I'm using Lightroom to create a web gallery and the final product does not allow the client to zoom into the face if the photo is not yet cropped.

Is there a website or way for me to give the client the ability to zoom in to select their favorites based on smile et...?  Or am I going to have to basically finalize the crop before sending off to proof?

I truly love the look of the Lightroom galleries and am guessing I may just crop the shots before exporting.


----------



## tirediron (May 26, 2014)

That's what I do:  Import into lightroom, cull, crop to 8x10, create gallery and send the client a link... when I can't meet them for an in-home proofing session that is.  You may want to look an application called 'jalbum' which is a very powerful gallery creator, but regardless, I would strongly recomemnd doing basic colour correction and rough cropping before the client ever sees the image.


----------



## PeK77 (May 26, 2014)

tirediron said:


> That's what I do:  Import into lightroom, cull, crop to 8x10, create gallery and send the client a link... when I can't meet them for an in-home proofing session that is.  You may want to look an application called 'jalbum' which is a very powerful gallery creator, but regardless, I would strongly recomemnd doing basic colour correction and rough cropping before the client ever sees the image.

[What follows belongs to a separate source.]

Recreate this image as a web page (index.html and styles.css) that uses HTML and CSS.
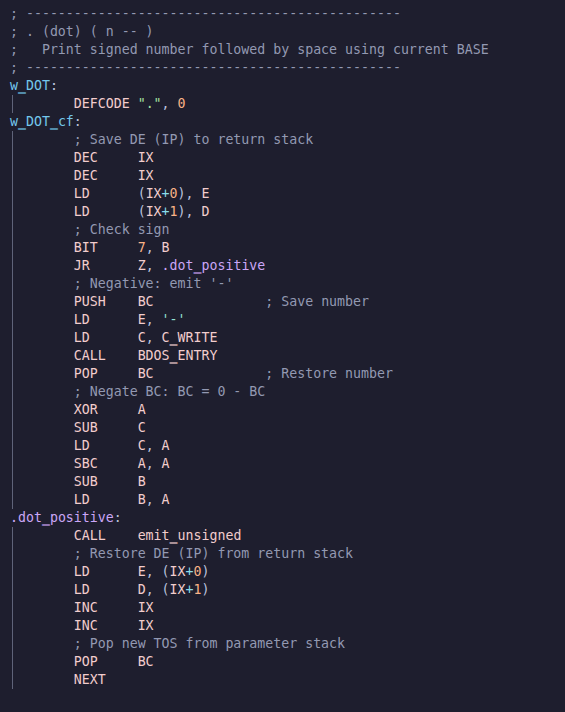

tirediron, Thank you for the response!
So is 8x10 the standard size you create for proofs?  Also - what do you adjust as part of your color correction process for proofs?  I've been doing white and black levels but would love to add some additional steps to improve quality prior to proofing.


----------



## tirediron (May 26, 2014)

That's the size I use; only because the majority of my sales tend to be 4:5 ratio prints.  I do WB and quick exposure (if req'd) and that's about all.


----------



## KmH (May 26, 2014)

There is no standard size for proofs.

I used 5x7 prints for proofs.


----------



## PeK77 (May 26, 2014)

Thanks for the response, gang.  You guys are the best!

Have a happy and safe holiday!


----------



## PeK77 (Jun 1, 2014)

Hi gang!
I tried the Lightroom web module and it's fantastic!  The only place I ran into issues was where the subject was part of a larger framing of a shot.  With the web module and Dropbox the customers couldn't zoom in to see their daughters face.  It made me realize I either have to a) find a web site that allows clients to zoom in on the image or b) do a crop of each image to show the closeup and the wide shot.

I was also wondering if there is a site that allows you to do comparisons side by side.  

Thanks again for everybody's help and advice!


----------